Cuando observamos el trabajo de los actores o actrices lo hacemos, la mayoría de las veces, desde las butacas de un teatro o de un cine, en nuestro tiempo libre. Inmediatamente relacionamos al personaje de la pantalla con el actor, no somos capaces de distinguir que aquello que se nos está presentando es ficcional: detrás de esa imagen hay una persona real, con una vida, con una trayectoria de sacrificios para llegar al lugar donde está. Esa vida de ensueño que pensamos que tienen todos los interpretes (esta concepción es provocada por las redes sociales de las grandes estrellas, donde solo podemos observar fotografías de su lujosa vida), en realidad no existe. La vida del actor o actriz es muy frustrante y siempre está marcada por una pregunta: ¿merece la pena? Esta es precisamente una de las grandes verdades a las que se enfrenta el público que va a ver Las uñas rojas: que el camino no es fácil y pocas veces obtienes el resultado merecido. Las personas que deciden dedicarse a la interpretación sienten el peso de una sociedad que les advierte contantemente de que la cultura no da de comer y que no es un camino fácil. Aquellos que, con grandes esfuerzos, logran llegar a la pantalla o al escenario tienen que enfrentarse a pruebas constantemente: castings donde se valora la influencia más que la valía, meses en que no llegas a final de mes o épocas extremadamente largas donde no consigues ningún papel. Una de las peores cosas de la actuación es que la gente no quiere que calles, espera constantemente que les provoques algo. Si esto no se cumple, ya nada vale. En Las uñas rojas el actor/personaje está cansado de hablar. El cansancio que Emilio Gómez pone en escena, es la fatiga habitual de los actores: la sociedad les aplaude durante el espectáculo; fuera, la cosa es diferente.

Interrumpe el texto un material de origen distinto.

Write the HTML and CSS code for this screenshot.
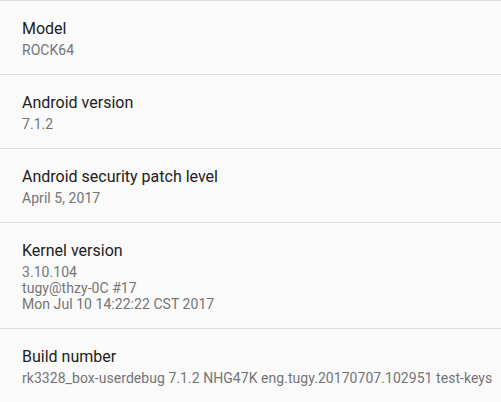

Quizá las uñas rojas que Emilio (personaje o actor, eso no nos concierne) perdió después de abandonar la casa de su infancia para enfrentar el mundo real, sean un reflejo de todas aquellas pequeñas cosas que hacen que un actor siga queriendo serlo a pesar de la dificultad de elegir esto. Aquel personaje que hacía reír al público con su insoportable verdad era el reflejo de todos los futuros intérpretes que a veces se sientan conmigo para decirme: «Quiero serlo, pero no a la vez no». Esos ochenta minutos viendo a un hombre que constantemente quería abandonar el escenario, pero nunca llegaba hacerlo, eran el reflejo de la realidad de muchos artistas.
No sé qué puede tener el escenario que haga que, a pesar de sentirte derrotado, no quieras abandonarlo nunca. Quizá es el hormigueo que sientes cuando estás entre bambalinas a punto de salir a escena, o los focos que te ciegan y te impiden ver con nitidez a todas las personas que te están observando. A lo mejor son los aplausos del final o los personajes que interpretas (siempre queda parte de cada personaje en uno mismo) o, simplemente, es algo que llevamos dentro que nos hace quedarnos allí donde estamos siendo felices. Las uñas rojas termina con un pensamiento que ya antaño recogió Buero Vallejo: «Duda cuanto quieras, pero no dejes de actuar».